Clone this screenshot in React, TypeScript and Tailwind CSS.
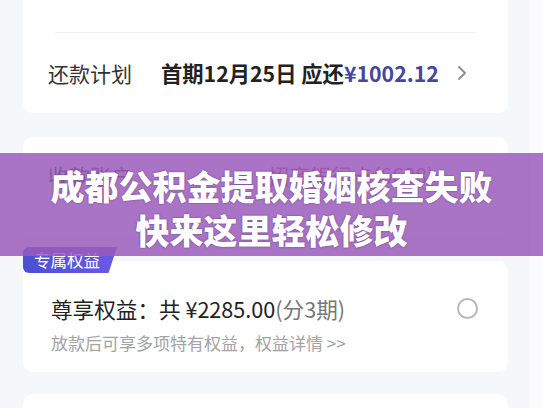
import React from "react";

const font = { fontFamily: '"Noto Sans CJK SC", "Noto Sans", sans-serif' };

export default function App() {
  return (
    <div
      className="relative flex h-[408px] w-[543px] overflow-hidden bg-[#f6f7fb]"
      style={font}
    >
      <div className="flex w-[530px] shrink-0 flex-col pl-[23px] pr-[22px]">
        {/* Card 1 */}
        <div className="-mt-[12px] flex shrink-0 flex-col rounded-[10px] bg-white">
          <div className="h-[44px]" />
          <div className="mx-[32px] h-px bg-[#f0f0f3]" />
          <div className="flex h-[80px] items-center pl-[25px]">
            <span className="text-[21px] leading-none text-[#333]">还款计划</span>
            <span className="ml-[29px] text-[21.3px] font-bold leading-none text-[#222]">
              首期12月25日 应还<span className="text-[#45469c]">¥1002.12</span>
            </span>
            <svg width="10" height="16" viewBox="0 0 10 16" className="ml-[18px]">
              <path d="M2 2 L8 8 L2 14" fill="none" stroke="#8c8c8c" strokeWidth="1.8" strokeLinecap="round" strokeLinejoin="round" />
            </svg>
          </div>
        </div>

        {/* Card 2 (partly hidden) */}
        <div className="mt-[24px] flex h-[100px] shrink-0 flex-col rounded-[10px] bg-white">
          <div className="flex items-center pl-[25px] pt-[28px]">
            <span className="text-[21px] leading-none text-[#333]">收款账户</span>
            <span className="ml-auto mr-[74px] text-[21px] leading-none text-[#d23c4e]">招商银行卡(6688)</span>
          </div>
        </div>

        {/* Card 3 */}
        <div className="relative mt-[24px] flex h-[111px] shrink-0 flex-col rounded-[10px] bg-white">
          <div
            className="absolute -top-[14px] left-0 z-10 flex h-[26px] w-[94px] items-center rounded-l-[6px] bg-gradient-to-r from-[#4b4fd4] to-[#6a5ae4] pl-[11px] text-[16.5px] leading-none text-white"
            style={{ clipPath: "polygon(0 0, 100% 0, 91% 100%, 0 100%)" }}
          >
            专属权益
          </div>
          <div className="flex items-center pl-[28px] pr-[30px] pt-[37px]">
            <span className="text-[21.6px] leading-none text-[#222]">
              尊享权益：共 ¥2285.00<span className="text-[#777]">(分3期)</span>
            </span>
            <span className="ml-auto h-[21px] w-[21px] rounded-full border-2 border-[#b8b8b8]" />
          </div>
          <div className="pl-[28px] pt-[14px] text-[17px] leading-none text-[#a3a3a3]">
            放款后可享多项特有权益，权益详情 &gt;&gt;
          </div>
        </div>

        {/* Card 4 */}
        <div className="mt-[22px] h-[60px] shrink-0 rounded-[10px] bg-white" />
      </div>
      <div className="w-[13px] shrink-0 bg-[#fbfbfd]" />

      {/* Overlay banner */}
      <div className="absolute left-0 top-[153px] z-20 flex h-[103px] w-full flex-col items-center bg-[#9a5cbb]/85 pt-[11px] text-[34px] font-black leading-[44px] text-white [text-shadow:0_0_2px_rgba(60,20,80,0.6)]">
        <div>成都公积金提取婚姻核查失败</div>
        <div>快来这里轻松修改</div>
      </div>
    </div>
  );
}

_Work instructions:_
Keep every word of the data as it is when you write it out, but drop the pictures.

_Response to this exercise:_
Clone this screenshot in React, TypeScript and Tailwind CSS.
import React from "react";

const font = { fontFamily: '"Noto Sans CJK SC", "Noto Sans", sans-serif' };

export default function App() {
  return (
    <div
      className="relative flex h-[408px] w-[543px] overflow-hidden bg-[#f6f7fb]"
      style={font}
    >
      <div className="flex w-[530px] shrink-0 flex-col pl-[23px] pr-[22px]">
        {/* Card 1 */}
        <div className="-mt-[12px] flex shrink-0 flex-col rounded-[10px] bg-white">
          <div className="h-[44px]" />
          <div className="mx-[32px] h-px bg-[#f0f0f3]" />
          <div className="flex h-[80px] items-center pl-[25px]">
            <span className="text-[21px] leading-none text-[#333]">还款计划</span>
            <span className="ml-[29px] text-[21.3px] font-bold leading-none text-[#222]">
              首期12月25日 应还<span className="text-[#45469c]">¥1002.12</span>
            </span>
            <svg width="10" height="16" viewBox="0 0 10 16" className="ml-[18px]">
              <path d="M2 2 L8 8 L2 14" fill="none" stroke="#8c8c8c" strokeWidth="1.8" strokeLinecap="round" strokeLinejoin="round" />
            </svg>
          </div>
        </div>

        {/* Card 2 (partly hidden) */}
        <div className="mt-[24px] flex h-[100px] shrink-0 flex-col rounded-[10px] bg-white">
          <div className="flex items-center pl-[25px] pt-[28px]">
            <span className="text-[21px] leading-none text-[#333]">收款账户</span>
            <span className="ml-auto mr-[74px] text-[21px] leading-none text-[#d23c4e]">招商银行卡(6688)</span>
          </div>
        </div>

        {/* Card 3 */}
        <div className="relative mt-[24px] flex h-[111px] shrink-0 flex-col rounded-[10px] bg-white">
          <div
            className="absolute -top-[14px] left-0 z-10 flex h-[26px] w-[94px] items-center rounded-l-[6px] bg-gradient-to-r from-[#4b4fd4] to-[#6a5ae4] pl-[11px] text-[16.5px] leading-none text-white"
            style={{ clipPath: "polygon(0 0, 100% 0, 91% 100%, 0 100%)" }}
          >
            专属权益
          </div>
          <div className="flex items-center pl-[28px] pr-[30px] pt-[37px]">
            <span className="text-[21.6px] leading-none text-[#222]">
              尊享权益：共 ¥2285.00<span className="text-[#777]">(分3期)</span>
            </span>
            <span className="ml-auto h-[21px] w-[21px] rounded-full border-2 border-[#b8b8b8]" />
          </div>
          <div className="pl-[28px] pt-[14px] text-[17px] leading-none text-[#a3a3a3]">
            放款后可享多项特有权益，权益详情 &gt;&gt;
          </div>
        </div>

        {/* Card 4 */}
        <div className="mt-[22px] h-[60px] shrink-0 rounded-[10px] bg-white" />
      </div>
      <div className="w-[13px] shrink-0 bg-[#fbfbfd]" />

      {/* Overlay banner */}
      <div className="absolute left-0 top-[153px] z-20 flex h-[103px] w-full flex-col items-center bg-[#9a5cbb]/85 pt-[11px] text-[34px] font-black leading-[44px] text-white [text-shadow:0_0_2px_rgba(60,20,80,0.6)]">
        <div>成都公积金提取婚姻核查失败</div>
        <div>快来这里轻松修改</div>
      </div>
    </div>
  );
}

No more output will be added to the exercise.